The original coding read tuples from workers in round-robin fashion,
but performance testing shows that it works much better to read enough
to empty one queue before moving on to the next. I believe the
reason for this is that, with the old approach, we could easily wake
up a worker repeatedly to write only one new tuple into the shm_mq
each time. With this approach, by the time the process gets scheduled,
it has a decent chance of being able to fill the entire buffer in
one go.
Patch by me. Dilip Kumar helped with performance testing.
continue;
}
- /* Advance nextreader pointer in round-robin fashion. */
- gatherstate->nextreader =
- (gatherstate->nextreader + 1) % gatherstate->nreaders;
-
/* If we got a tuple, return it. */
if (tup)
return tup;
+ /*
+ * Advance nextreader pointer in round-robin fashion. Note that we
+ * only reach this code if we weren't able to get a tuple from the
+ * current worker.
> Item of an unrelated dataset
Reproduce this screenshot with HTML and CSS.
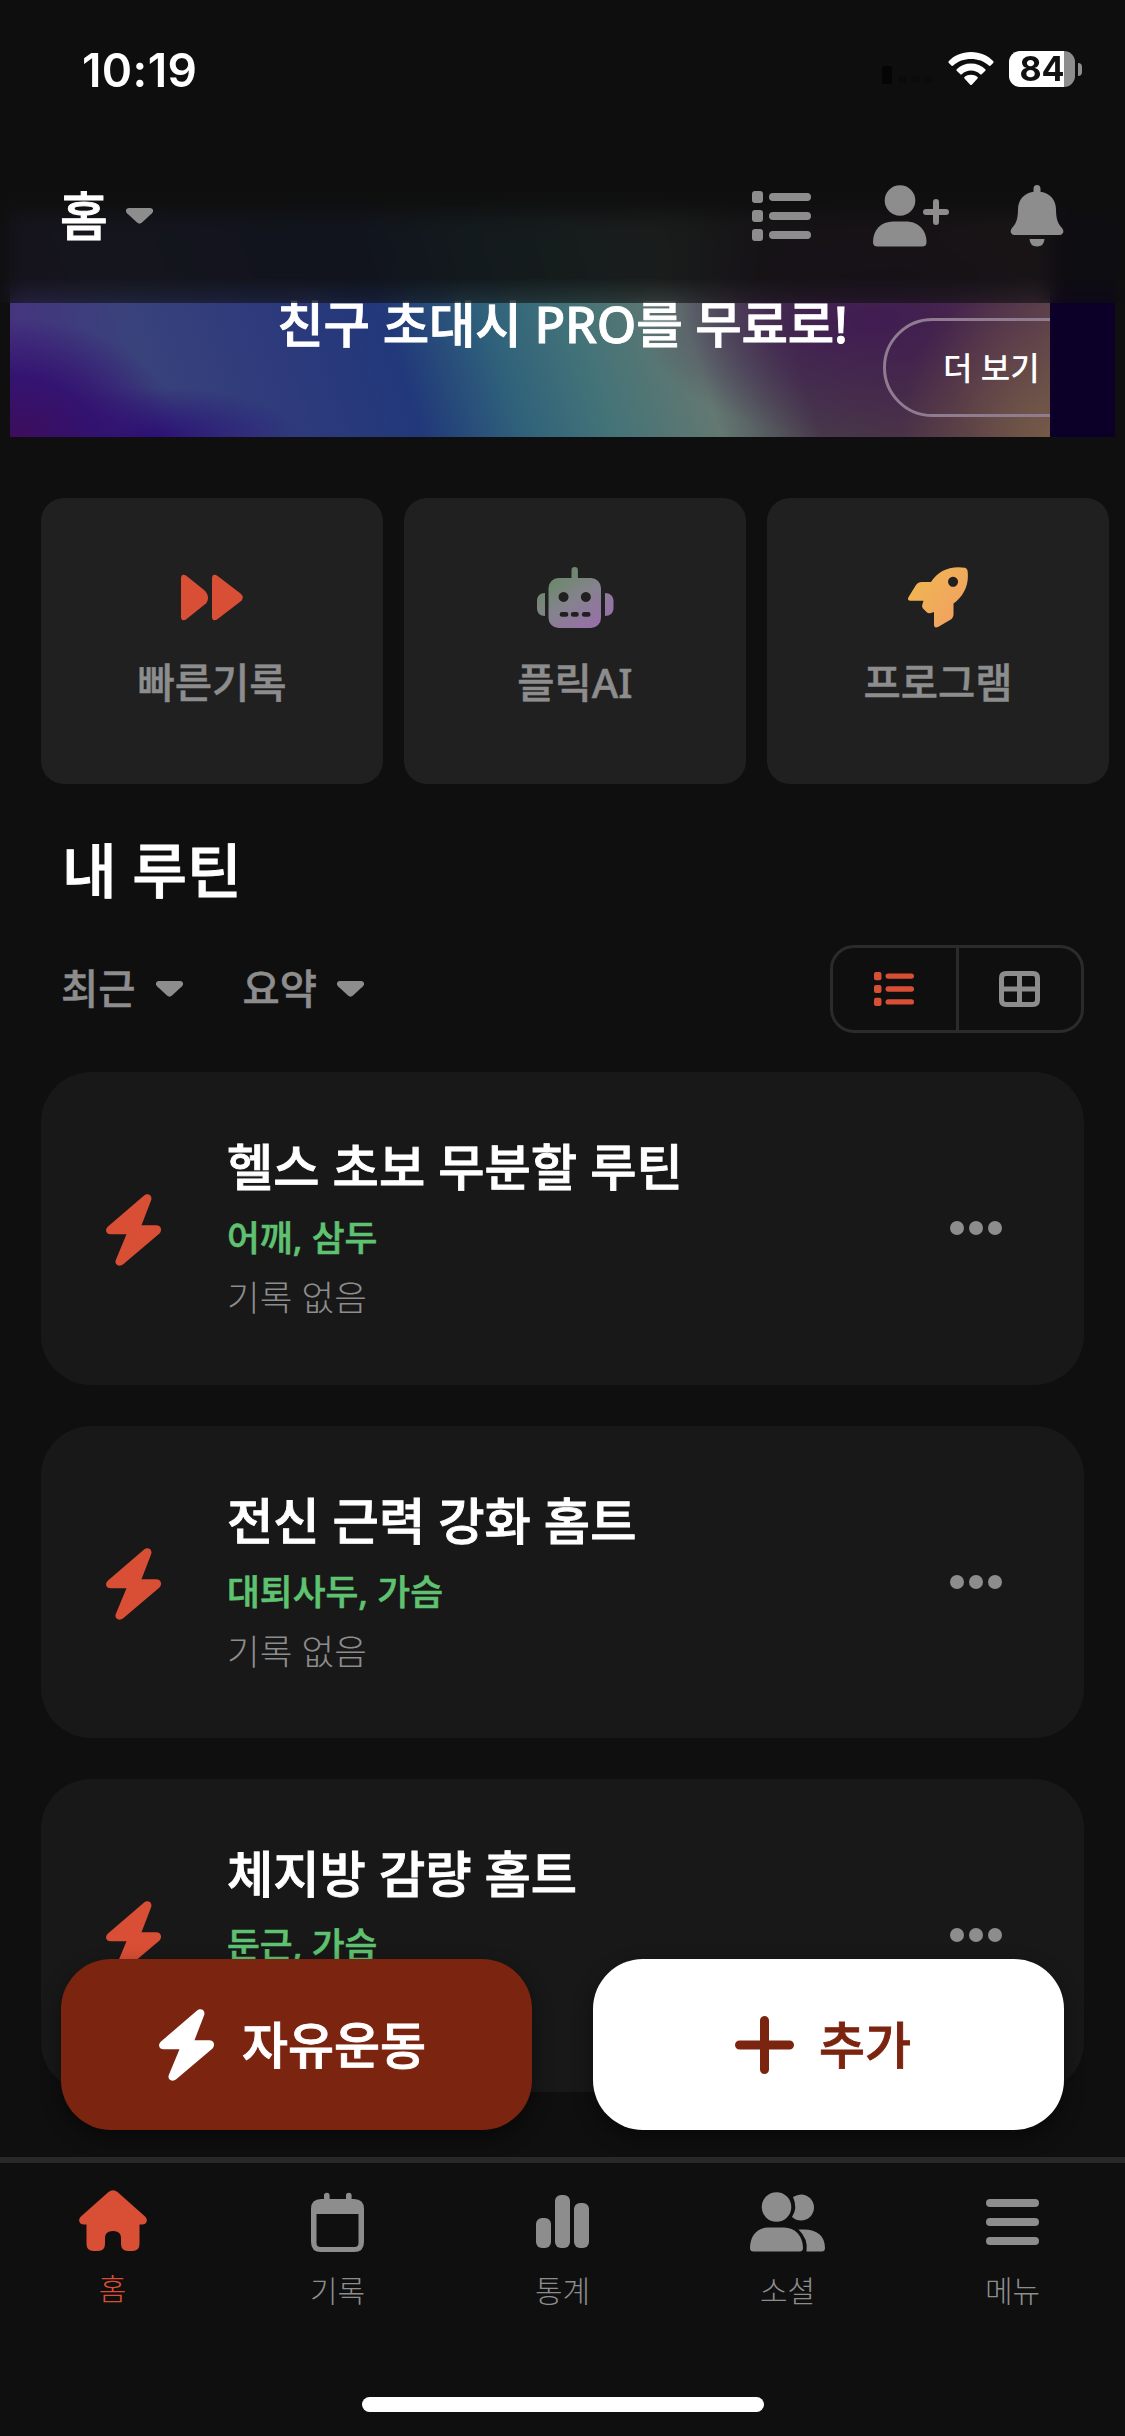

We used to advance the nextreader pointer after
+ * every tuple, but it turns out to be much more efficient to keep
+ * reading from the same queue until that would require blocking.
+ */
+ gatherstate->nextreader =
+ (gatherstate->nextreader + 1) % gatherstate->nreaders;
+
/* Have we visited every TupleQueueReader? */
if (gatherstate->nextreader == waitpos)
{